The schematic is uploaded as a picture at the very end of the original post.

Best of luck making your own laser light show!

-Pete
Unknown said…
Hi pete, We have build everything now, but we have a problem, what program should we use to upload the code in to atmega328? we have a FTDI cabel usb/TTL 5v. Where should we connect the cabel to upload the code? this is the last problem we got on this project.
Pete said…
Hello Oxide,

Congratulations on getting the hardware put together!

I am a little confused by

>>"what program should we use to upload the code in to atmega328?"

If you mean what code needs to run on the ATMega then, the code is posted in the blog post in a section highlighted by Syntax Highlighter.

If you mean what program to use on your computer to upload the code to the ATMega I use AVRDude in WINAVR.

http://winavr.sourceforge.net/


You mention you have an FTDI cable and not an AVR programmer. I personally use an AVR ISP MK2 programmer for uploading my code but, after a little bit of googling it does appear that you can use an FTDI chip/cable to upload code to blank AVR's.

Here is a link that I think should answer all your questions about both the FTDI connections and AVRDude to upload code to blank AVR's.

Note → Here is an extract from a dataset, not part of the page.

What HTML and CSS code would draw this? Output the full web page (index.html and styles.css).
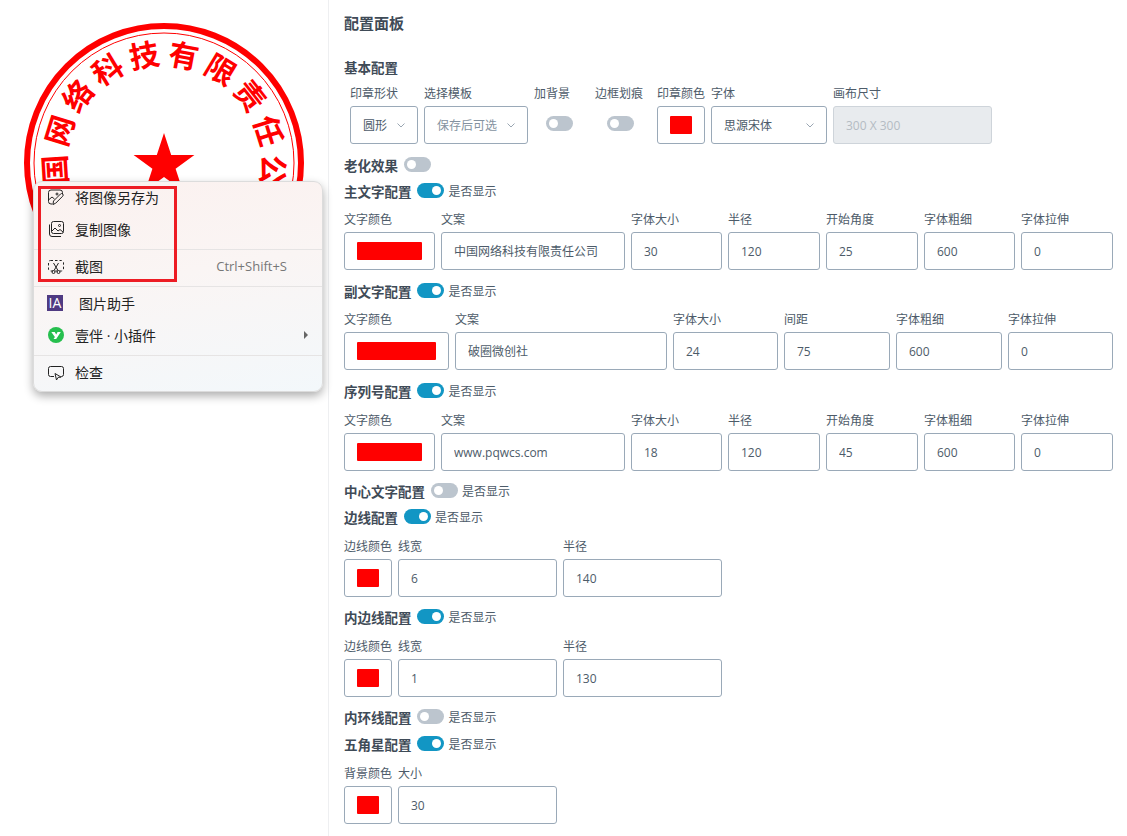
FILE: index.html
```html
<!DOCTYPE html>
<html lang="zh-CN">
  <head>
    <meta charset="UTF-8" />
    <meta name="viewport" content="width=device-width, initial-scale=1.0" />
    <title>印章生成</title>
    <link rel="stylesheet" href="styles.css">
  </head>
  <body>
    <div class="page">
      <!-- Stamp preview -->
      <div class="preview">
        <svg class="stamp" width="300" height="300" viewBox="0 0 300 300">
          <circle cx="150" cy="150" r="137" fill="none" stroke="#f00" stroke-width="6" />
          <circle cx="150" cy="150" r="130" fill="none" stroke="#f00" stroke-width="1" />
          <g class="stamp-text">
            <text x="150" y="52" transform="rotate(-114.4 150 150)">中</text>
            <text x="150" y="52" transform="rotate(-93.6 150 150)">国</text>
            <text x="150" y="52" transform="rotate(-72.8 150 150)">网</text>
            <text x="150" y="52" transform="rotate(-52 150 150)">络</text>
            <text x="150" y="52" transform="rotate(-31.2 150 150)">科</text>
            <text x="150" y="52" transform="rotate(-10.4 150 150)">技</text>
            <text x="150" y="52" transform="rotate(10.4 150 150)">有</text>
            <text x="150" y="52" transform="rotate(31.2 150 150)">限</text>
            <text x="150" y="52" transform="rotate(52 150 150)">责</text>
            <text x="150" y="52" transform="rotate(72.8 150 150)">任</text>
            <text x="150" y="52" transform="rotate(93.6 150 150)">公</text>
            <text x="150" y="52" transform="rotate(114.4 150 150)">司</text>
          </g>
          <polygon fill="#f00" points="150,120 157.2,142.1 180.4,142.1 161.6,155.7 168.8,177.8 150,164.1 131.2,177.8 138.4,155.7 119.6,142.1 142.8,142.1" />
        </svg>
      </div>

      <!-- Config panel -->
      <div class="panel">
        <h1 class="panel-title">配置面板</h1>

        <div class="group-head first">
          <span class="group-name">基本配置</span>
        </div>
        <div class="basic-row">
          <div class="field w-shape">
            <label>印章形状</label>
            <div class="select">圆形<svg width="8" height="5" viewBox="0 0 8 5"><path d="M.5.5L4 4 7.5.5" /></svg></div>
          </div>
          <div class="field w-template">
            <label>选择模板</label>
            <div class="select muted">保存后可选<svg width="8" height="5" viewBox="0 0 8 5"><path d="M.5.5L4 4 7.5.5" /></svg></div>
          </div>
          <div class="field w-toggle-a">
            <label>加背景</label>
            <div class="toggle-cell"><span class="switch"></span></div>
          </div>
          <div class="field w-toggle-b">
            <label>边框划痕</label>
            <div class="toggle-cell"><span class="switch"></span></div>
          </div>
          <div class="field w-color">
            <label>印章颜色</label>
            <div class="swatch"><i></i></div>
          </div>
          <div class="field w-font">
            <label>字体</label>
            <div class="select">思源宋体<svg width="8" height="5" viewBox="0 0 8 5"><path d="M.5.5L4 4 7.5.5" /></svg></div>
          </div>
          <div class="field w-canvas">
            <label>画布尺寸</label>
            <input class="input" value="300 X 300" disabled />
          </div>
        </div>

        <div class="group-head">
          <span class="group-name">老化效果</span>
          <span class="switch"></span>
        </div>

        <div class="group-head tight">
          <span class="group-name">主文字配置</span>
          <span class="switch on"></span>
          <span class="show-label">是否显示</span>
        </div>
        <div class="row cols-main">
          <div class="field"><label>文字颜色</label><div class="swatch"><i></i></div></div>
          <div class="field"><label>文案</label><input class="input" value="中国网络科技有限责任公司" /></div>
          <div class="field"><label>字体大小</label><input class="input" value="30" /></div>
          <div class="field"><label>半径</label><input class="input" value="120" /></div>
          <div class="field"><label>开始角度</label><input class="input" value="25" /></div>
          <div class="field"><label>字体粗细</label><input class="input" value="600" /></div>
          <div class="field"><label>字体拉伸</label><input class="input" value="0" /></div>
        </div>

        <div class="group-head">
          <span class="group-name">副文字配置</span>
          <span class="switch on"></span>
          <span class="show-label">是否显示</span>
        </div>
        <div class="row cols-sub">
          <div class="field"><label>文字颜色</label><div class="swatch"><i></i></div></div>
          <div class="field"><label>文案</label><input class="input" value="破圈微创社" /></div>
          <div class="field"><label>字体大小</label><input class="input" value="24" /></div>
          <div class="field"><label>间距</label><input class="input" value="75" /></div>
          <div class="field"><label>字体粗细</label><input class="input" value="600" /></div>
          <div class="field"><label>字体拉伸</label><input class="input" value="0" /></div>
        </div>

        <div class="group-head">
          <span class="group-name">序列号配置</span>
          <span class="switch on"></span>
          <span class="show-label">是否显示</span>
        </div>
        <div class="row roomy cols-main">
          <div class="field"><label>文字颜色</label><div class="swatch"><i></i></div></div>
          <div class="field"><label>文案</label><input class="input" value="www.pqwcs.com" /></div>
          <div class="field"><label>字体大小</label><input class="input" value="18" /></div>
          <div class="field"><label>半径</label><input class="input" value="120" /></div>
          <div class="field"><label>开始角度</label><input class="input" value="45" /></div>
          <div class="field"><label>字体粗细</label><input class="input" value="600" /></div>
          <div class="field"><label>字体拉伸</label><input class="input" value="0" /></div>
        </div>

        <div class="group-head snug">
          <span class="group-name">中心文字配置</span>
          <span class="switch"></span>
          <span class="show-label">是否显示</span>
        </div>

        <div class="group-head tight">
          <span class="group-name">边线配置</span>
          <span class="switch on"></span>
          <span class="show-label">是否显示</span>
        </div>
        <div class="row roomy cols-line">
          <div class="field"><label>边线颜色</label><div class="swatch"><i></i></div></div>
          <div class="field"><label>线宽</label><input class="input" value="6" /></div>
          <div class="field"><label>半径</label><input class="input" value="140" /></div>
        </div>

        <div class="group-head snug">
          <span class="group-name">内边线配置</span>
          <span class="switch on"></span>
          <span class="show-label">是否显示</span>
        </div>
        <div class="row roomy cols-line">
          <div class="field"><label>边线颜色</label><div class="swatch"><i></i></div></div>
          <div class="field"><label>线宽</label><input class="input" value="1" /></div>
          <div class="field"><label>半径</label><input class="input" value="130" /></div>
        </div>

        <div class="group-head snug">
          <span class="group-name">内环线配置</span>
          <span class="switch"></span>
          <span class="show-label">是否显示</span>
        </div>

        <div class="group-head loose">
          <span class="group-name">五角星配置</span>
          <span class="switch on"></span>
          <span class="show-label">是否显示</span>
        </div>
        <div class="row roomy cols-line">
          <div class="field"><label>背景颜色</label><div class="swatch"><i></i></div></div>
          <div class="field"><label>大小</label><input class="input" value="30" /></div>
        </div>
      </div>
    </div>

    <!-- Browser context menu over the stamp -->
    <div class="menu">
      <div class="menu-item">
        <svg class="menu-icon" width="16" height="16" viewBox="0 0 16 16">
          <path d="M4.500 15H3A2.500 2.500 0 0 1 .5 12.500V3.500A2.500 2.500 0 0 1 3 1h9a2.500 2.500 0 0 1 2.500 2.500V5" />
          <path d="M.5 11l3.500-3 2.500 2" />
          <circle cx="9" cy="5" r="1" />
          <path d="M5 15.500l.5-3.500 7-7a1.500 1.500 0 0 1 2.200 2.200l-7 7z" />
        </svg>
        将图像另存为
      </div>
      <div class="menu-item">
        <svg class="menu-icon" width="16" height="16" viewBox="0 0 16 16">
          <rect x="3.500" y="0.500" width="12" height="12" rx="2" />
          <path d="M1.500 3.500v9.500a2.500 2.500 0 0 0 2.500 2.500h9" />
          <path d="M3.500 10.500l3.500-3.500 3 3 2-1.500 3 2.500" />
          <circle cx="11.500" cy="4.500" r="1" />
        </svg>
        复制图像
      </div>
      <div class="menu-sep"></div>
      <div class="menu-item">
        <svg class="menu-icon" width="16" height="16" viewBox="0 0 16 16">
          <rect x="0.500" y="2.500" width="15" height="10.500" rx="2" stroke-dasharray="2.500 2" />
          <path d="M5.500 5l4.500 7.500M10.500 5L6 12.500" />
          <circle cx="5.500" cy="14" r="1.500" />
          <circle cx="10.500" cy="14" r="1.500" />
        </svg>
        截图
        <span class="shortcut">Ctrl+Shift+S</span>
      </div>
      <div class="menu-sep"></div>
      <div class="menu-item">
        <span class="ia-logo">IA</span>
        <span class="ia-name">图片助手</span>
      </div>
      <div class="menu-item has-sub">
        <svg class="menu-icon logo" width="16" height="16" viewBox="0 0 16 16">
          <circle cx="8" cy="8" r="8" />
          <path d="M3.300 5h3.400l1.500 2.600L9.600 5h3.200l-4.600 7H5.600l1.300-2z" />
        </svg>
        壹伴 · 小插件
        <span class="sub-arrow"></span>
      </div>
      <div class="menu-sep"></div>
      <div class="menu-item">
        <svg class="menu-icon" width="16" height="16" viewBox="0 0 16 16">
          <path d="M6 12.500H2.500a2 2 0 0 1-2-2v-6a2 2 0 0 1 2-2h11a2 2 0 0 1 2 2v6a2 2 0 0 1-2 2H13" />
          <path d="M7 9.500l1.500 6.500 1.600-2.600 3-.3z" />
        </svg>
        检查
      </div>
      <div class="red-box"></div>
    </div>
  </body>
</html>
```

FILE: styles.css
```css
* {
  margin: 0;
  padding: 0;
  box-sizing: border-box;
}

body {
  font-family: "Open Sans", "Noto Sans CJK SC", sans-serif;
  background: #fff;
  color: #4d5b69;
  overflow: hidden;
  height: 836px;
}

.page {
  display: flex;
  height: 836px;
}

/* Stamp preview */
.preview {
  width: 329px;
  flex: none;
  padding: 13px 14px;
  border-right: 1px solid #eeeff1;
}

.stamp {
  display: block;
}

.stamp-text text {
  font-family: "Noto Sans CJK SC", sans-serif;
  font-size: 30px;
  font-weight: 700;
  fill: #f00;
  text-anchor: middle;
}

/* Config panel */
.panel {
  flex: 1;
  padding: 13px 14px 0 15px;
}

.panel-title {
  font-size: 15px;
  line-height: 20px;
  font-weight: 700;
  color: #3f4b57;
}

.group-head {
  display: flex;
  align-items: center;
  height: 20px;
  margin-top: 11px;
}

.group-head.first {
  margin-top: 24px;
}

.group-head.tight {
  margin-top: 6px;
}

.group-head.loose {
  margin-top: 7px;
}

.group-head.snug {
  margin-top: 10px;
}

.group-name {
  font-size: 13.5px;
  font-weight: 700;
  color: #3f4b57;
  margin-right: 5.5px;
}

.show-label {
  font-size: 12px;
  line-height: 14px;
  margin-left: 4.5px;
  margin-top: 1px;
  color: #4d5b69;
}

.switch {
  display: block;
  position: relative;
  width: 27px;
  height: 15px;
  border-radius: 8px;
  background: #bcc5ce;
  margin-top: -1px;
}

.switch::after {
  content: "";
  position: absolute;
  top: 3px;
  left: 3px;
  width: 9px;
  height: 9px;
  border-radius: 50%;
  background: #fff;
}

.switch.on {
  background: #1296c4;
}

.switch.on::after {
  left: 15px;
}

/* Rows */
.row {
  display: grid;
  column-gap: 6px;
  margin-top: 12px;
}

.row.roomy {
  margin-top: 13px;
}

.cols-main {
  grid-template-columns: 91px 184px 91px 92px 92px 91px 92px;
}

.cols-sub {
  grid-template-columns: 105px 212px 105px 106px 106px 105px;
}

.cols-line {
  grid-template-columns: 48px 159px 159px;
}

.basic-row {
  display: flex;
  gap: 6px;
  padding-left: 6px;
  margin-top: 10px;
}

.w-shape { width: 68px; }
.w-template { width: 104px; }
.w-toggle-a { width: 55px; }
.w-toggle-b { width: 56px; }
.w-color { width: 48px; flex: none; }
.w-font { width: 116px; }
.w-canvas { width: 159px; }

.field label {
  display: block;
  font-size: 12px;
  line-height: 14px;
  margin-bottom: 5px;
  white-space: nowrap;
}

.toggle-cell {
  padding: 10px 0 0 12px;
}

.toggle-cell .switch {
  margin-top: 0;
}

.input,
.select,
.swatch {
  display: block;
  width: 100%;
  height: 38px;
  background: #fff;
  border: 1px solid #9aa9b8;
  border-radius: 3px;
}

.input {
  font: 12px "Open Sans", "Noto Sans CJK SC", sans-serif;
  color: #4d5b69;
  padding: 0 12px;
  outline: none;
}

.input:disabled {
  background: #e8ebee;
  border-color: #ced4da;
  color: #b4bbc3;
}

.select {
  display: flex;
  align-items: center;
  justify-content: space-between;
  font-size: 12px;
  padding: 0 12px;
}

.select.muted {
  color: #8492a0;
}

.select svg {
  flex: none;
}

.select path {
  fill: none;
  stroke: #9aa6b2;
  stroke-width: 1;
}

.swatch {
  padding: 9px 12px;
}

.swatch i {
  display: block;
  height: 18px;
  background: #f00;
  border-radius: 1px;
}

/* Context menu */
.menu {
  position: absolute;
  left: 33px;
  top: 181px;
  width: 290px;
  height: 211px;
  border: 1px solid #dcdcdc;
  border-radius: 9px;
  background: linear-gradient(170deg, #fbf1ef 0%, #faf5f4 45%, #f3f8fb 100%);
  box-shadow: 0 4px 10px rgba(0, 0, 0, 0.32);
  color: #222;
  font-size: 14px;
}

.menu-item {
  display: flex;
  align-items: center;
  height: 32px;
  padding: 0 35px 0 14px;
  white-space: nowrap;
}

.menu-item:first-child {
  margin-top: -1px;
}

.menu-item.has-sub {
  padding-right: 14px;
}

.menu-icon {
  flex: none;
  margin-right: 11px;
}

.menu-icon path,
.menu-icon rect,
.menu-icon circle {
  fill: none;
  stroke: #222;
  stroke-width: 1;
}

.menu-icon.logo path,
.menu-icon.logo circle {
  stroke: none;
}

.menu-icon.logo circle {
  fill: #26bf4e;
}

.menu-icon.logo path {
  fill: #fff;
}

.menu-sep {
  height: 1px;
  margin-top: 4px;
  background: #e6e4e4;
}

.ia-logo {
  width: 16px;
  height: 16px;
  flex: none;
  margin-left: -1px;
  background: #4f3a82;
  color: #fff;
  font-size: 14px;
  line-height: 16px;
  text-align: center;
}

.ia-name {
  margin-left: 16px;
}

.shortcut {
  margin-left: auto;
  font-size: 13px;
  color: #777;
}

.sub-arrow {
  margin-left: auto;
  width: 0;
  height: 0;
  border-left: 4px solid #666;
  border-top: 4px solid transparent;
  border-bottom: 4px solid transparent;
}

.red-box {
  position: absolute;
  left: 4px;
  top: 4px;
  width: 139px;
  height: 96px;
  border: 3px solid #ed1c24;
}
```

http://www.ladyada.net/learn/breakoutplus/ftdifriend.html

Best of luck and let us know how your laser light show turns out!

-Pete
Anonymous said…
Awesome project. I am trying to recreate your design. Is there any chance that you could upload a simplified diagram of the way the mosfets connect to things. I am not very familiar with circuit diagrams, so I can't really tell what is connected to what. Specifically I am confused about the resistor and diode.